What's really behind all those new "artisan" labels consumers are seeing in their supermarkets? Loblaws has just announced its "artisan style" croutons. Metro stores boast an Artisan Deli Collection. And PepsiCo now offers artisan tortilla chips. It all raises a question: are shoppers being served up the real deal — a genuine individually produced product — or being duped by companies trying to tap consumer interest in homestyle products? Canada's labelling rules don't spell out any definition of "artisan," but they prohibit false and misleading representations on food products. That means an "artisan" food should be produced in a "traditional and rudimentary" way using basic equipment and a "significant portion of manual labour," according to the Canadian Food Inspection Agency. Many small businesses do just that. At Ottawa's Art Is In Bakery, for instance, the breads and baked goods are all manufactured by hand at the small retail shop and wholesale bakery, which serves local stores and restaurants. In contrast, big brands, such as Pepperidge Farm and "Domino's have picked up on the word and are now making "artisan" products for the masses. In a recently published report, food industry expert Tom Vierhile found there were nearly 500 new product launches in 2009 and 2010 with the word "artisan" or "artisanal" in the brand or product name. Vierhile, the innovation insights director at Datamonitor, said the term "gourmet" has become commonplace, so the word "artisan" builds on terms such as "homestyle," "homemade" and "authentic." "The word 'gourmet' has become so overused, I just think it's become a throwaway term. That's even less illuminating than 'artisan.' At least (artisan) suggests that it may be possibly handmade," Vierhile told Postmedia News. "It has become popular and companies are using it to identify products that have more of a specialty component or is trying to distance itself from foods that are mass-produced." Vierhile said marketing a product as artisan "can be effective to convince consumers that the product is not the same old thing," but there is a risk in branding factory-made items as artisan and selling them for a premium price. "That's sort of the rub here: Can you be artisan and be mass-produced at the same time? That's part of the conundrum with these products. If you claim to be artisan, it can be a difficult thing to convince consumers that the product is truly artisan if it's a mass-market type of item."
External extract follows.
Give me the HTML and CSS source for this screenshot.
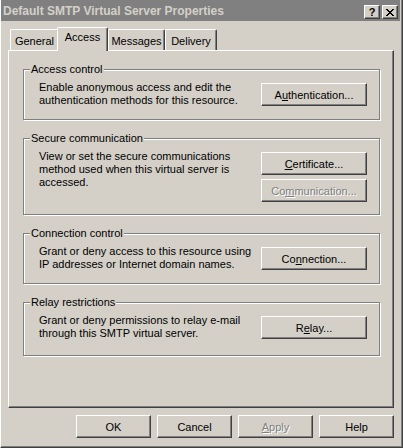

Recent disapproval by the authorities, of hundreds of claims made in Europe by the food industry probably may be a beginning in cracking down on such "malpractices" and other countries need to tighten their rules to help consumers to protect themselves from such predatory practices. It is rather sad that consumers also fall easy prey to this strategy of the industry without realizing that they are being cheated. As long as the claims do not endanger the lives they can be considered as an economic fraud which must be punished through economic impositions. But if the claims lead to serious health problems, severe punishment including jailing the offenders must be considered. Consumer NGOs have a constructive role to play in this field.